On having technical and not just entrepreneurial skills, she adds: “It’s really liberating to have an idea in the middle of the night, wake up in the morning and begin to work on it.
“Within months or even weeks, you can have sketched out the system architecture, written some algorithms and coded a prototype. Being able to code gives you the cheapest and most satisfying route to having a minimum viable product.”
These examples, and hundreds more besides, dent the myth that academics can’t do business. Suranga Chandratillake (double-first and Master’s degree in computer science from Cambridge), former chief technical officer of Autonomy and founder of UK-based video search engine Blinkx, which has market capital of nearly £500 million, wants to blow a hole in what he has coined the “boffin fallacy”.
“The boffin fallacy is the misconception that technologists do not understand business; that it’s something they can’t do, something they won’t enjoy and something that is beneath them,” he says.
“It is a dangerous state of cultural mind and appears to be peculiarly British. It does not exist, for example, in Silicon Valley where inventors-turned-businesspeople are common – Bill Gates, Larry Page, Stan Shih, Jeff Bezos and Mark Zuckerberg.”
But it’s a view not shared by Marc Worth, inventor of fashion trend forecaster WGSN, which he sold for more than £120 million in 2005, and more recently founder of Stylus. “Just because someone has a great idea, doesn’t mean they will know how to market it. You can be the best inventor in the world, but what an entrepreneur does is bring ideas to life,” he says.
“Many inventors can be almost too passionate about their ideas and fail to see the wider business picture. It is those inventors who are lucky enough to think like entrepreneurs that are the most successful in business; however, this is a talent that is few and far between.”
Perhaps the best formula is that of a blood-thirsty magnate-in-the-making and a spod of Egon Spengler proportions; the capacity to create complex and revolutionary things combined with the gumption to fire them into world markets.
That’s the (admittedly exaggerated) view of entrepreneur Kevin Arthur and solar-glazing inventor Dr Henry Snaith, who together run Oxford Photovoltaics, a spin-out from Oxford University, founded in 2010, which has so far secured £4.2 million in equity and grant funding.
“Henry is very entrepreneurial and wants to change the world with his technology,” says Mr Arthur. “He’s great in front of an audience and a brilliant academic.
“However, entrepreneurship is also about attention to detail, methodically and doggedly pushing forward the spin-out company, securing investment into a credible company and dealing with the ever-growing piles of administration, investor relations and government regulations; this sort of thing really doesn’t float Henry’s boat.
“I love pitching and presenting to customers and partners more than anything else in business, but it’s me who has put in place the original robust systems and the right people to build the company,” he says.

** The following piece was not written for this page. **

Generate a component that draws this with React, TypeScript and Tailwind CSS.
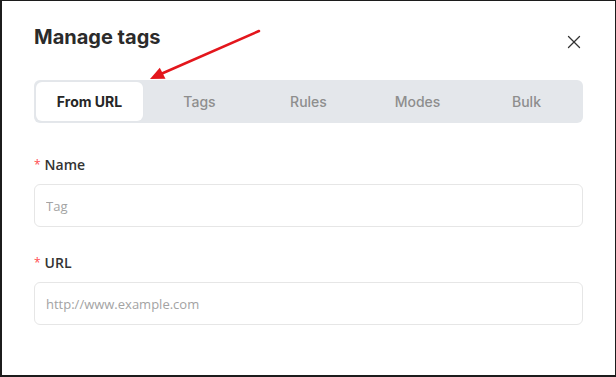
import { X } from "lucide-react";

const tabs = ["From URL", "Tags", "Rules", "Modes", "Bulk"];

function Field({ label, placeholder, className }: { label: string; placeholder: string; className?: string }) {
  return (
    <div className={className}>
      <div className="flex h-[22px] items-center font-['Open_Sans',sans-serif] text-[14px] font-semibold text-[#333]">
        <span className="mr-[4px] mt-[2px] text-[12px] font-normal text-[#ff4d4f]">*</span>
        {label}
      </div>
      <input
        readOnly
        placeholder={placeholder}
        className="mt-[9px] h-[43px] w-full rounded-md border border-[#e6e6e6] px-[11px] font-['Open_Sans',sans-serif] text-[13px] text-[#333] outline-none placeholder:text-[#a3a3a3]"
      />
    </div>
  );
}

export default function App() {
  const active = 0;

  return (
    <div className="relative h-[377px] w-[616px] overflow-hidden border-t border-r border-b-2 border-l-2 border-[#1c1c1c] bg-white pl-[32px] pr-[32px] pt-[22px]">
      {/* header */}
      <div className="flex h-[28px] items-start justify-between">
        <h1 className="font-['Inter',sans-serif] text-[20px] font-bold leading-[28px] text-[#2b2b2b]">Manage tags</h1>
        <button className="-mr-[2px] mt-[8px] text-[#333]">
          <X size={22} strokeWidth={1.4} />
        </button>
      </div>

      {/* tabs */}
      <div className="mt-[29px] grid h-[43px] grid-cols-5 rounded-md bg-[#e4e7eb] p-[2px]">
        {tabs.map((t, i) => (
          <div
            key={t}
            className={`flex items-center justify-center rounded-md font-['Inter',sans-serif] text-[14px] ${
              i === active
                ? "mr-[2px] bg-white font-bold text-[#262626] shadow-[0_0_0_1px_#e3e6ea]"
                : "font-medium text-[#8e8e8e]"
            }`}
          >
            {t}
          </div>
        ))}
      </div>

      <Field label="Name" placeholder="Tag" className="mt-[30px]" />
      <Field label="URL" placeholder="http://www.example.com" className="mt-[24px]" />

      {/* annotation arrow */}
      <svg className="pointer-events-none absolute left-0 top-0" width="616" height="377">
        <line x1="257" y1="30" x2="160" y2="72.5" stroke="#e3161c" strokeWidth="2.5" strokeLinecap="round" />
        <polygon points="148,78 163.5,77.8 157.8,66.8" fill="#e3161c" />
      </svg>
    </div>
  );
}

The truth is, of course, some people are lucky. They have the best of both worlds: a sharp academic mind and the acumen to deliver inventions on a platter. It’s the role of government, academic institutions and mentors to identify these gifted individuals and to back them, as well as to spot potential billion-pound ideas that are coasting unmonetised, and put them in the hands of people who can realise their potential.